Let $T$ be the set of switches not yet assigned. The transition probability is:

$$P_{ij}=\{\begin{array}{ll}\frac{{\tau }_{ij}^{\alpha }}{{\sum }_{l\in T}{\tau }_{il}^{\alpha }}& \text{ if }j\in T,\\ 0& \text{otherwise}\end{array}$$

This is a simple selection ratio based purely on pheromone, with no heuristic information, encouraging learned assignments.
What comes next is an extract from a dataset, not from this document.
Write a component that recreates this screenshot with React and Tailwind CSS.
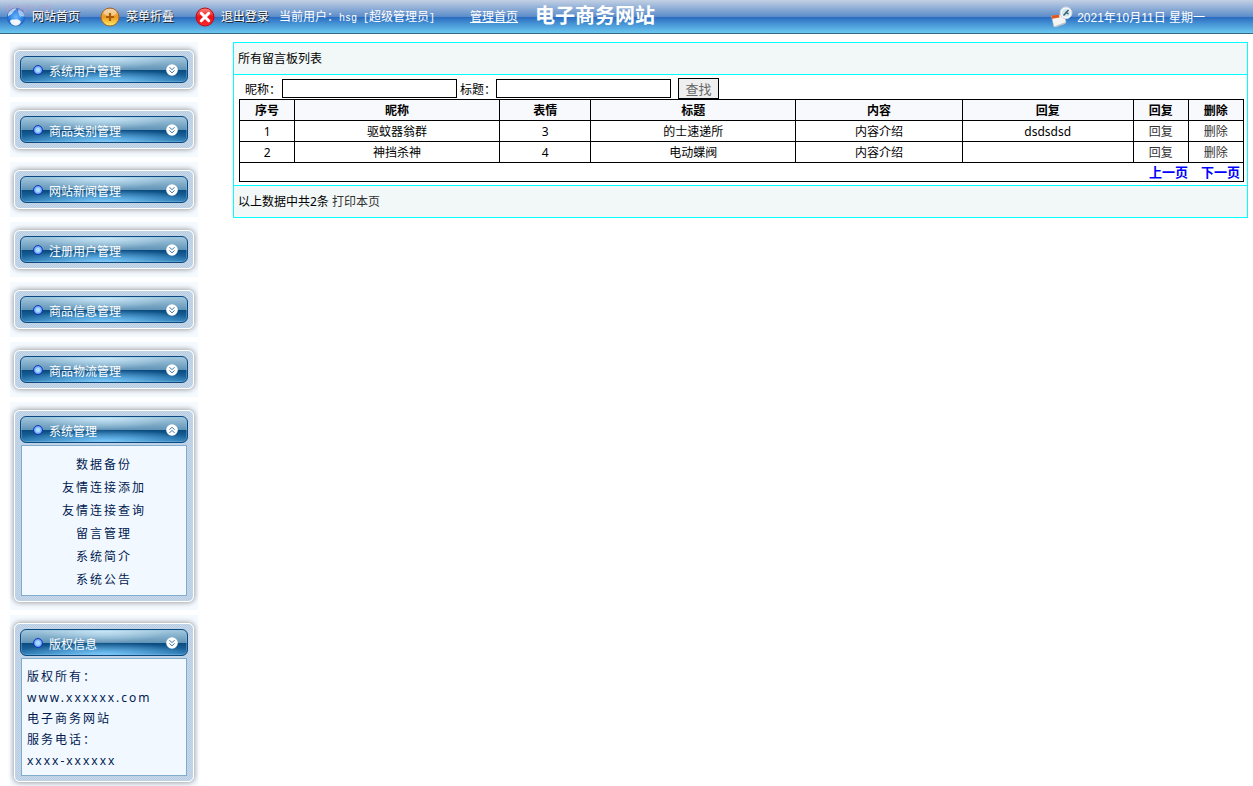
import { useState } from 'react';

const menus = [
  { title: '系统用户管理' },
  { title: '商品类别管理' },
  { title: '网站新闻管理' },
  { title: '注册用户管理' },
  { title: '商品信息管理' },
  { title: '商品物流管理' },
  {
    title: '系统管理',
    items: ['数据备份', '友情连接添加', '友情连接查询', '留言管理', '系统简介', '系统公告'],
  },
];

const messages = [
  { id: 1, name: '驱蚊器翁群', face: 3, title: '的士速递所', content: '内容介绍', reply: 'dsdsdsd' },
  { id: 2, name: '神挡杀神', face: 4, title: '电动蝶阀', content: '内容介绍', reply: '' },
];

const columns = [
  { label: '序号', width: 'w-[5.5%]' },
  { label: '昵称', width: 'w-[20.4%]' },
  { label: '表情', width: 'w-[9.1%]' },
  { label: '标题', width: 'w-[20.4%]' },
  { label: '内容', width: 'w-[16.6%]' },
  { label: '回复', width: 'w-[17%]' },
  { label: '回复', width: 'w-[5.5%]' },
  { label: '删除', width: 'w-[5.5%]' },
];

function GlobeIcon() {
  return (
    <svg viewBox="0 0 20 20" className="h-5 w-5" aria-hidden="true">
      <defs>
        <radialGradient id="globe" cx="50%" cy="50%" r="55%">
          <stop offset="0" stopColor="#6db8fb" />
          <stop offset="0.6" stopColor="#2f86e6" />
          <stop offset="1" stopColor="#1c55b4" />
        </radialGradient>
      </defs>
      <circle cx="10" cy="10" r="9.200" fill="url(#globe)" />
      <path d="M2 7C3.500 3 7 1.200 10.500 1.300C9.500 3.500 7 4 6.500 6C6 8 3.500 7.500 2 9.500Z" fill="#dcecfb" opacity="0.8" />
      <path d="M12.500 2C16 3 18.500 6 18.800 9.500C17 10 15.500 8.500 14.500 10C13 7.500 11.500 5.500 12.500 2Z" fill="#c4e0fa" opacity="0.75" />
      <path d="M4 14C6 11.500 8 13 9 12.500C11 11.500 14 13 15 15C13.500 17.800 12 18.700 9.500 18.800C6.500 18.500 4.500 16.500 4 14Z" fill="#fff" opacity="0.92" />
    </svg>
  );
}

function PlusIcon() {
  return (
    <svg viewBox="0 0 20 20" className="h-5 w-5" aria-hidden="true">
      <defs>
        <linearGradient id="amber" x1="0" y1="0" x2="0" y2="1">
          <stop offset="0" stopColor="#e9bd80" />
          <stop offset="0.5" stopColor="#ee9a1c" />
          <stop offset="1" stopColor="#ffee6a" />
        </linearGradient>
      </defs>
      <circle cx="10" cy="10" r="9" fill="url(#amber)" stroke="#a8632a" />
      <ellipse cx="10" cy="5.500" rx="6.500" ry="3.600" fill="#fff" opacity="0.4" />
      <path d="M10 6V14M6 10H14" stroke="#a85c0c" strokeWidth="2.200" />
    </svg>
  );
}

function CloseIcon() {
  return (
    <svg viewBox="0 0 20 20" className="h-5 w-5" aria-hidden="true">
      <defs>
        <linearGradient id="ruby" x1="0" y1="0" x2="0" y2="1">
          <stop offset="0" stopColor="#ff8a80" />
          <stop offset="0.5" stopColor="#e8101a" />
          <stop offset="1" stopColor="#ff2a2a" />
        </linearGradient>
      </defs>
      <circle cx="10" cy="10" r="9" fill="url(#ruby)" stroke="#c00810" />
      <path d="M6.300 6.300L13.700 13.700M13.700 6.300L6.300 13.700" stroke="#fff" strokeWidth="3" strokeLinecap="round" />
    </svg>
  );
}

function ClockIcon() {
  return (
    <svg viewBox="0 0 22 22" className="h-[22px] w-[22px]" aria-hidden="true">
      <path d="M0.500 10L13 8.500L15 16.500L3 21Z" fill="#f4f4f2" stroke="#c9ccd2" strokeWidth="0.500" />
      <path d="M0.500 9.500L8 8.800L8.500 11.500L1 12.800Z" fill="#e2571e" />
      <path d="M3 20.500L15 16L14 18L5 21.300Z" fill="#bfc6cf" />
      <circle cx="15" cy="6.800" r="5.900" fill="#f7fbfd" stroke="#cfd6dc" />
      <circle cx="15" cy="6.800" r="4" fill="#cfe8ee" />
      <path d="M12.500 9.500L17.500 4M14.500 6L17.500 8" stroke="#34566b" strokeWidth="1.300" />
    </svg>
  );
}

function Chevrons({ up }) {
  return (
    <svg viewBox="0 0 12 12" className="h-3 w-3" aria-hidden="true">
      <circle cx="6" cy="6" r="5.800" fill="#fff" />
      <path
        d={up ? 'M3.500 5.700L6 3.200L8.500 5.700M3.500 8.900L6 6.400L8.500 8.900' : 'M3.500 3.200L6 5.700L8.500 3.200M3.500 6.400L6 8.900L8.500 6.400'}
        fill="none"
        stroke="#3b6f9c"
      />
    </svg>
  );
}

function Panel({ title, up, onToggle, children }) {
  return (
    <section className="bg-[#f5faff] px-1 pt-2 pb-2">
      <div className="rounded-md border border-white bg-[repeating-conic-gradient(#b8cde2_0_25%,#c6d8e9_0_50%)] bg-[length:2px_2px] p-[5px] shadow-[0_0_5px_1px_#a0a4a8]">
        <button
          type="button"
          onClick={onToggle}
          className="flex h-[27px] w-full items-center rounded-md border border-[#0b4a80] bg-[radial-gradient(ellipse_40%_50%_at_50%_0%,#d5f1ffcc,transparent),radial-gradient(ellipse_55%_50%_at_50%_100%,#7cccff,transparent),linear-gradient(#a3c8de,#6496b8_50%,#0b4c80_54%,#2a7ab4)] pr-[9px] pl-3 text-xs leading-4 text-white shadow-[inset_0_0_0_1px_#8fc0dd66]"
        >
          <span className="h-[10px] w-[10px] rounded-full border border-[#1238c0] bg-[radial-gradient(#a5dcff_30%,#2f5cec)]" />
          <span className="ml-1.5 pt-1">{title}</span>
          <span className="ml-auto">
            <Chevrons up={up} />
          </span>
        </button>
        {children}
      </div>
    </section>
  );
}

function Sidebar() {
  const [open, setOpen] = useState('系统管理');
  return (
    <aside className="flex w-[188px] shrink-0 flex-col gap-[5px]">
      {menus.map(({ title, items }) => {
        const up = open === title && Boolean(items);
        return (
          <Panel key={title} title={title} up={up} onToggle={() => setOpen(open === title ? '' : title)}>
            {up && (
              <ul className="mx-px mt-0.5 border border-[#7faccf] bg-[#f2f8ff] pt-[7px] pb-1 text-center text-xs leading-[23px] tracking-[2px] text-[#001a50]">
                {items.map((item) => (
                  <li key={item}><a href="#">{item}</a></li>
                ))}
              </ul>
            )}
          </Panel>
        );
      })}
      <Panel title="版权信息">
        <div className="mx-px mt-0.5 border border-[#7faccf] bg-[#f2f8ff] px-[5px] pt-[7px] pb-1 text-xs leading-[21px] tracking-[2px] text-[#001a50]">
          <p>版权所有：</p>
          <p>www.xxxxxx.com</p>
          <p>电子商务网站</p>
          <p>服务电话：</p>
          <p>xxxx-xxxxxx</p>
        </div>
      </Panel>
    </aside>
  );
}

function Header() {
  return (
    <header className="relative flex h-[34px] items-center border-b border-[#356a86] bg-[linear-gradient(#c3d0e3,#5c8dca_50%,#2a6cc0_52%,#6bc8f0)] pl-1.5 text-xs leading-4 whitespace-nowrap text-white">
      <span className="pointer-events-none absolute top-0 left-[5px] font-['Liberation_Sans',sans-serif] text-[13px] leading-[15px] text-[#d98fb8]/40">wayu.cn</span>
      <a href="#" className="flex w-[94px] items-center gap-1.5 [text-shadow:1px_1px_#222]"><GlobeIcon />网站首页</a>
      <a href="#" className="flex w-[95px] items-center gap-1.5 [text-shadow:1px_1px_#222]"><PlusIcon />菜单折叠</a>
      <a href="#" className="flex w-[84px] items-center gap-1.5 [text-shadow:1px_1px_#222]"><CloseIcon />退出登录</a>
      <p className="w-[191px] pt-0.5">
        当前用户：<span className="font-['Liberation_Mono',monospace] text-[10px]">hsg [</span>超级管理员
        <span className="font-['Liberation_Mono',monospace] text-[10px]">]</span>
      </p>
      <a href="#" className="underline">管理首页</a>
      <h1 className="ml-[17px] pb-0.5 text-xl leading-6 font-bold">电子商务网站</h1>
      <div className="mr-12 ml-auto flex items-center gap-1 font-['Liberation_Sans','Noto_Sans_CJK_SC',sans-serif]">
        <ClockIcon />
        <time dateTime="2021-10-11" className="pt-0.5">2021年10月11日 星期一</time>
      </div>
    </header>
  );
}

function MessageTable() {
  return (
    <table className="w-full table-fixed border-collapse text-center [&_td]:border [&_td]:border-black [&_th]:border [&_th]:border-black">
      <thead>
        <tr className="h-[21px] bg-[#f8f9fc]">
          {columns.map(({ label, width }, i) => (
            <th key={i} className={`${width} pt-0.5`}>{label}</th>
          ))}
        </tr>
      </thead>
      <tbody>
        {messages.map((m) => (
          <tr key={m.id} className="h-[21px] *:pt-0.5">
            <td>{m.id}</td>
            <td>{m.name}</td>
            <td>{m.face}</td>
            <td>{m.title}</td>
            <td>{m.content}</td>
            <td>{m.reply}</td>
            <td><a href="#" className="text-[#333]">回复</a></td>
            <td><a href="#" className="text-[#333]">删除</a></td>
          </tr>
        ))}
        <tr className="h-[19px]">
          <td colSpan={8} className="pr-[3px] text-right text-[13px] font-bold text-[#0000ff]">
            <a href="#">上一页</a>
            <a href="#" className="ml-[13px]">下一页</a>
          </td>
        </tr>
      </tbody>
    </table>
  );
}

export default function App() {
  return (
    <div className="font-['Noto_Sans','Noto_Sans_CJK_SC',sans-serif]">
      <Header />
      <div className="flex items-start gap-[35px] pt-2 pr-[5px] pl-[10px]">
        <Sidebar />
        <main className="min-w-0 flex-1 border border-[#00ffff] text-xs leading-4 text-black">
          <h2 className="bg-[#f2f8f7] px-1 py-2 leading-[15px]">所有留言板列表</h2>
          <div className="border-y border-[#00ffff] pt-[3px] pr-[3px] pb-[3px] pl-[5px]">
            <form className="flex items-center pl-1.5" onSubmit={(e) => e.preventDefault()}>
              <label htmlFor="nickname" className="pt-0.5">昵称：</label>
              <input id="nickname" className="mr-[3px] ml-px h-[19px] w-[175px] border border-black px-1" />
              <label htmlFor="subject" className="pt-0.5">标题：</label>
              <input id="subject" className="h-[19px] w-[175px] border border-black px-1" />
              <button type="submit" className="ml-[7px] h-[21px] w-[41px] border border-black bg-[#efefef] text-[13px] text-[#666]">
                查找
              </button>
            </form>
            <MessageTable />
          </div>
          <footer className="bg-[#f2f8f7] px-1 py-2 leading-[15px]">
            以上数据中共2条 <a href="#" className="text-[#333]">打印本页</a>
          </footer>
        </main>
      </div>
    </div>
  );
}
If we want to add heuristic information:

$$P_{ij}=\{\begin{array}{ll}\frac{[{\tau }_{ij}{]}^{\alpha }[{\eta }_{ij}{]}^{\beta }}{{\sum }_{l\in T}[{\tau }_{ij}{]}^{\alpha }[{\eta }_{ij}{]}^{\beta }}& \text{ if }j\in T,\\ 0& \text{otherwise}\end{array}$$

We can use heuristic information to reflect utilization or assignment cost, or bias ants toward promising switches. For example:

$${\eta }_{ij}=\frac{1}{\text{cost of assigning cell }i\text{ to switch }j}$$

Pheromone Update and Evaporation

Standard rule:

$${\tau }_{ij}=(1-\rho ){\tau }_{ij}+\Delta {\tau }_{ij}$$

Alternative form:

$${\tau }_{ij}=(1-\rho ){\tau }_{ij}+\Delta {\tau }_{ij}$$

$\Delta {\tau }_{ij}$ can be density-based, quantity-based (local cost), or online/delayed (solution quality).